At the UN summits in New York later next month, world leaders do have the opportunity to face up to these challenges and determine to make a course correction. More development support for the poorest and more climate action across the board would be a good start. 

Can New Zealand lead on this? Yes, it can – at home and abroad. It has already stepped up – off a low base – on development assistance, and the Government has agreed on its framework for climate change policy aimed at reducing greenhouse gas emissions and building climate resilience. The Zero Carbon Bill is before Parliament – ideally it needs cross-party support to spare New Zealand from the “stop-go” approach it has had to climate action over more than two decades.

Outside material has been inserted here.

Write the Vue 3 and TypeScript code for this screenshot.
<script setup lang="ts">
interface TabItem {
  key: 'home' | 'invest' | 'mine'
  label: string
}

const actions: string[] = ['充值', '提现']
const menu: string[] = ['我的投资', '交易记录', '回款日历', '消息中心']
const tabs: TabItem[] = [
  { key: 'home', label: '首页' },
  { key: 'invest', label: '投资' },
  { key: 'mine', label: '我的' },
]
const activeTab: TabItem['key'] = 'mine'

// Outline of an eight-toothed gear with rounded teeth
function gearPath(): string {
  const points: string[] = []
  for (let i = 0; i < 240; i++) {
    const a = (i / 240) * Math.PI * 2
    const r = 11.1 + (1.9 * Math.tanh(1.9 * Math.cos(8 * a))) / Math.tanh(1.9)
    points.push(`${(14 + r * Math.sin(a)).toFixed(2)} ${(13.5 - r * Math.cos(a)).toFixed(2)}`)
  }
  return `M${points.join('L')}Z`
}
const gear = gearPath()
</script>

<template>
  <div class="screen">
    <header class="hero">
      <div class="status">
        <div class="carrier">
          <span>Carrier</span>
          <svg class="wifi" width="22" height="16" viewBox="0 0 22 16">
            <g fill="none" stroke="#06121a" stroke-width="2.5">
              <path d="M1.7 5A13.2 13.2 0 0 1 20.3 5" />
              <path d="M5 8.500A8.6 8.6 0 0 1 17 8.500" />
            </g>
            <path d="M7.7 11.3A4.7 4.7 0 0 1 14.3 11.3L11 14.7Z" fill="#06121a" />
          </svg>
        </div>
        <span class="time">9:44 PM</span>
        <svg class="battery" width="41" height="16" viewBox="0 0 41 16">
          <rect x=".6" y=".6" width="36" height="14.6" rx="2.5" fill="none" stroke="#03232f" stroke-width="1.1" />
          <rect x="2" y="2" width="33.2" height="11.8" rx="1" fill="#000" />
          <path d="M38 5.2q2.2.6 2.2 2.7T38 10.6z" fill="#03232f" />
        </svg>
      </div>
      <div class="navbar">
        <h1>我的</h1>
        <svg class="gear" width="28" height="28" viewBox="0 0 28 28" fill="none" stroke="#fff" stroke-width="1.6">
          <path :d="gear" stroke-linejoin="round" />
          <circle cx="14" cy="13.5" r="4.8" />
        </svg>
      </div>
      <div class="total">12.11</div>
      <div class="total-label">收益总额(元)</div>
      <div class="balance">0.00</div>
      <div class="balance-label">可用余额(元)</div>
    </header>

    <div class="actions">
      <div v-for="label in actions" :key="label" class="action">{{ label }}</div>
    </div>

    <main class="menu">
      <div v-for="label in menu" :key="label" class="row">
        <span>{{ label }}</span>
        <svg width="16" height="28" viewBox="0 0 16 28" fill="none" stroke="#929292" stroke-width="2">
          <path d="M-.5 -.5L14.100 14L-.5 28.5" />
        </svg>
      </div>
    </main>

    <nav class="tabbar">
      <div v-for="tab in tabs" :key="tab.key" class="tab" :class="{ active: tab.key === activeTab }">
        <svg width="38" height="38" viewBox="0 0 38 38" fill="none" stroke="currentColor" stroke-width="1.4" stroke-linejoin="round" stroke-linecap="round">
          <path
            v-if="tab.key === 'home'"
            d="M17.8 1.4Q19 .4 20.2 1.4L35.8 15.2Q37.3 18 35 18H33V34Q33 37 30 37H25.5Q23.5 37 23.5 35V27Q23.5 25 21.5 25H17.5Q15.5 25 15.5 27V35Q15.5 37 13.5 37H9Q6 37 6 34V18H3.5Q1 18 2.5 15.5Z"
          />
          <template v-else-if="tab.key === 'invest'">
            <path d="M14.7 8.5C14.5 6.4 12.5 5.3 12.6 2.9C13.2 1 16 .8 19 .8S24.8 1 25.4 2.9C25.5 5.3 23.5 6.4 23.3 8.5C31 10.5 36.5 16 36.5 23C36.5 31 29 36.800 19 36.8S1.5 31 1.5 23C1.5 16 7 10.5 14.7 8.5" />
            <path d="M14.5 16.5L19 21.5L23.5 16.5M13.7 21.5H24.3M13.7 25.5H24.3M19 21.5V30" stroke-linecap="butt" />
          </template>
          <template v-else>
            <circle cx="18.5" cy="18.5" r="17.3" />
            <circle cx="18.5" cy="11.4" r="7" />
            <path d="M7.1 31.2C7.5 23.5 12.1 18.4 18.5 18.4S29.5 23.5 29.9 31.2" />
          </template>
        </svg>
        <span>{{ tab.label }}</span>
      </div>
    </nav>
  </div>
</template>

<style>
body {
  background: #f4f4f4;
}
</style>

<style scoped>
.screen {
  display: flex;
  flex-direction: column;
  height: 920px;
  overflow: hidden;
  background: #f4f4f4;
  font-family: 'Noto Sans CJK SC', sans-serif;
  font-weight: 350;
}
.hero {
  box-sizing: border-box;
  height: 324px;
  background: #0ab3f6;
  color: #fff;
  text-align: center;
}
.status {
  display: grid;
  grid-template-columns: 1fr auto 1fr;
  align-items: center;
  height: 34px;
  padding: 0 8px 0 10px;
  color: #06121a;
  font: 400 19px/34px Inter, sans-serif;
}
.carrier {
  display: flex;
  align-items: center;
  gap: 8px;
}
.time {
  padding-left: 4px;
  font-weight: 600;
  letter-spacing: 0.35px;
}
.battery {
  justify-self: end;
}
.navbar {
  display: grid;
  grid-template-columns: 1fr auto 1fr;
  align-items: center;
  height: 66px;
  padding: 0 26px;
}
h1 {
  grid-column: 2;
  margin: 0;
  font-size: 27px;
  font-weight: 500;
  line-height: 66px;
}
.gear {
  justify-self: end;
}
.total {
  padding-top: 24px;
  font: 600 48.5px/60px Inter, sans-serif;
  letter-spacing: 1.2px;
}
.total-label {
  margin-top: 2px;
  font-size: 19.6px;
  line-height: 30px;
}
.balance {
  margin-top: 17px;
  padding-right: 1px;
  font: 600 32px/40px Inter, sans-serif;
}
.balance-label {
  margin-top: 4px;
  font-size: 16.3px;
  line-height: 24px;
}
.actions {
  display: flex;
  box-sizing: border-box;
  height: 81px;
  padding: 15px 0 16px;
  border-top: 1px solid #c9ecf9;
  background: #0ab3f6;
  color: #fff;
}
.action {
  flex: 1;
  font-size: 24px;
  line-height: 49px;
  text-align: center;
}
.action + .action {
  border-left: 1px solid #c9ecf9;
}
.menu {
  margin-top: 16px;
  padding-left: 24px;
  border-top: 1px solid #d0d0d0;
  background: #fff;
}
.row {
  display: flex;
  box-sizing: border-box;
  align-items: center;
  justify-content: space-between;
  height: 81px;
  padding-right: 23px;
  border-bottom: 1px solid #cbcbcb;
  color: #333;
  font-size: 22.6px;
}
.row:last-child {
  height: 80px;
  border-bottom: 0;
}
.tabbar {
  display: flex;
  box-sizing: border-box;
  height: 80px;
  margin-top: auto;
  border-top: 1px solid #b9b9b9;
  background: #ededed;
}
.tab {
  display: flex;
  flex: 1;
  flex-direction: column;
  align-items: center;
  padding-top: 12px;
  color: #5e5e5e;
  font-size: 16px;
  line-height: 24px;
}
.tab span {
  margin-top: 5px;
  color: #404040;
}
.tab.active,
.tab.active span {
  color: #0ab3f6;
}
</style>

Overall, New Zealand’s strategies and policy approaches currently are not inconsistent with what is needed to make progress on the Sustainable Development Goals, but it has not formally adopted an SDG strategy and targets as the recent People’s Report prepared by civil society organisations points out. New Zealand leadership on the SDGs would be enhanced by moving to embrace a formal strategy with targets and a commitment to monitoring and accountability, in line with the approach of many other countries around the world. 

I hope that today’s discussions will help define how New Zealand can move forward on the SDGs and thereby contribute to the global momentum and action which is so badly needed.